[Records]
•••••

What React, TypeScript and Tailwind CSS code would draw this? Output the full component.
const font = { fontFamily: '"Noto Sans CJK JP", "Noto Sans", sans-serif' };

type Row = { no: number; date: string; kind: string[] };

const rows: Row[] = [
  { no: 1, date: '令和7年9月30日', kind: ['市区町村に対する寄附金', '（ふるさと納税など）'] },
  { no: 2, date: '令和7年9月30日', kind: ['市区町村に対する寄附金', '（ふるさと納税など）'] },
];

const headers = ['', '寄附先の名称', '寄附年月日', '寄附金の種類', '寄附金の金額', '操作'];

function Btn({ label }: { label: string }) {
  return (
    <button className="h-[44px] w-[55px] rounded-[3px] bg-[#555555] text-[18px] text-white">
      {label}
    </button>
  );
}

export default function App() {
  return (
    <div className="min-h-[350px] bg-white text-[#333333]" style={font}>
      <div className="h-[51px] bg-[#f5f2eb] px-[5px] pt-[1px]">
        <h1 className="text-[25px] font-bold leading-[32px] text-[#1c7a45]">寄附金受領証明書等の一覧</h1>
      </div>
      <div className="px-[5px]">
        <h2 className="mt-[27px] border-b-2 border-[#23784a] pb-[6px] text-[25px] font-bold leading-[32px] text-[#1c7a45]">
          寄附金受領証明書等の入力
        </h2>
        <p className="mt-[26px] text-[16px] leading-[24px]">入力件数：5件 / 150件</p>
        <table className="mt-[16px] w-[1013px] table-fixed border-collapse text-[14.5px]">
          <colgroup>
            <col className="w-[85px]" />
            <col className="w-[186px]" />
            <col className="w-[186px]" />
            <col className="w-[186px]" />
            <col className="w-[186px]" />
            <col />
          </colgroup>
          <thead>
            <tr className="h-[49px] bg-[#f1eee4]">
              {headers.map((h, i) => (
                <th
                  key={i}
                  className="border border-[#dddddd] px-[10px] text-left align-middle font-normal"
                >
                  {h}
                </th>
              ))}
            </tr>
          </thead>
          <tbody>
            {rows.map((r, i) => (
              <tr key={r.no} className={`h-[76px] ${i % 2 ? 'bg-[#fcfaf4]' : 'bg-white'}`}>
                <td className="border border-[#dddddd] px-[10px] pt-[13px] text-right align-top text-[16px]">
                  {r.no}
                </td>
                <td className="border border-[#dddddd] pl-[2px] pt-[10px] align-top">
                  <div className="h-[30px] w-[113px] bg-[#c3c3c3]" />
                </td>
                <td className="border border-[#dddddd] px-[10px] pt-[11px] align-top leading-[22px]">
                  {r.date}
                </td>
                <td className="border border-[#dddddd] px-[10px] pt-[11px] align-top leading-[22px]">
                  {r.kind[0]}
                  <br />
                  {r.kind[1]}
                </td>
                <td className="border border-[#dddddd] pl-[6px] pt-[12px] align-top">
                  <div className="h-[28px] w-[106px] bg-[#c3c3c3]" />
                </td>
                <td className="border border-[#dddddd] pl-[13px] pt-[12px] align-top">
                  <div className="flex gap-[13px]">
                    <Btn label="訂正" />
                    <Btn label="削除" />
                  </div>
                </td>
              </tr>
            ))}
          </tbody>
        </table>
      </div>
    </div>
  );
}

•••••

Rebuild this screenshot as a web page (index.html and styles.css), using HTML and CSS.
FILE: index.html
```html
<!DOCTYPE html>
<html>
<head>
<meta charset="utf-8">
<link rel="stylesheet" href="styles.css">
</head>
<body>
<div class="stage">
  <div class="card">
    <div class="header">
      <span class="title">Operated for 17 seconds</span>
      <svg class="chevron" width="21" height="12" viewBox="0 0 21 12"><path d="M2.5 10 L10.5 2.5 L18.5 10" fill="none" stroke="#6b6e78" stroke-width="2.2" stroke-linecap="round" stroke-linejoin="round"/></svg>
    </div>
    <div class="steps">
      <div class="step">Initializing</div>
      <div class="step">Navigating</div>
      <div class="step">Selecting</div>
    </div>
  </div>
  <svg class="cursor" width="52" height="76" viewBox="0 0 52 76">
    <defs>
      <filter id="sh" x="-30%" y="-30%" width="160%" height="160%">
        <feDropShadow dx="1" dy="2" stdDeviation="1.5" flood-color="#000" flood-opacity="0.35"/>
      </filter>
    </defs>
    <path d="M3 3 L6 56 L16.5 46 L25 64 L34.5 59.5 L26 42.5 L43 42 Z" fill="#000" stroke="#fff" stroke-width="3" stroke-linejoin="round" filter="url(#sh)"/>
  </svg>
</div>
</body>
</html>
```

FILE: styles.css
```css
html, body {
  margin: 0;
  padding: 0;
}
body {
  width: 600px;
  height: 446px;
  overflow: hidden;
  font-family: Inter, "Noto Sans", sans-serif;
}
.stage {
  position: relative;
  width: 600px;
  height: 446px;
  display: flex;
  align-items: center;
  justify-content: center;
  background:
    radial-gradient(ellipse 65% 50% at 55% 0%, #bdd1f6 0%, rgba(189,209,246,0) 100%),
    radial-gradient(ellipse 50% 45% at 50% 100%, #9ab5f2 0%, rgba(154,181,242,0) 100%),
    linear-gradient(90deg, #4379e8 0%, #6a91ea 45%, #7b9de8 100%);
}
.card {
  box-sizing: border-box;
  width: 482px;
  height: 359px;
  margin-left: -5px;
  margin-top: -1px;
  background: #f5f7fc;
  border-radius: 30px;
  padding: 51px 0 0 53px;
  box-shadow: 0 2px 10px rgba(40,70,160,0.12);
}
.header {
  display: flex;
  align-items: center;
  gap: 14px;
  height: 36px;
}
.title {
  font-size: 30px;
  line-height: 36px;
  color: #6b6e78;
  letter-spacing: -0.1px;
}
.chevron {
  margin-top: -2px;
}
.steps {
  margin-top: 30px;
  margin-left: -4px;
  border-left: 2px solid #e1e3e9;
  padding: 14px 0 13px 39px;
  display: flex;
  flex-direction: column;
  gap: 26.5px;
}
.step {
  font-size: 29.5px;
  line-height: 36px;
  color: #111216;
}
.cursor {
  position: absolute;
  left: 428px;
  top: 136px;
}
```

•••••

(Given problem):
Extract every line that has the string "styles" in it.

(Written response):
Rebuild this screenshot as a web page (index.html and styles.css), using HTML and CSS.
<link rel="stylesheet" href="styles.css">
FILE: styles.css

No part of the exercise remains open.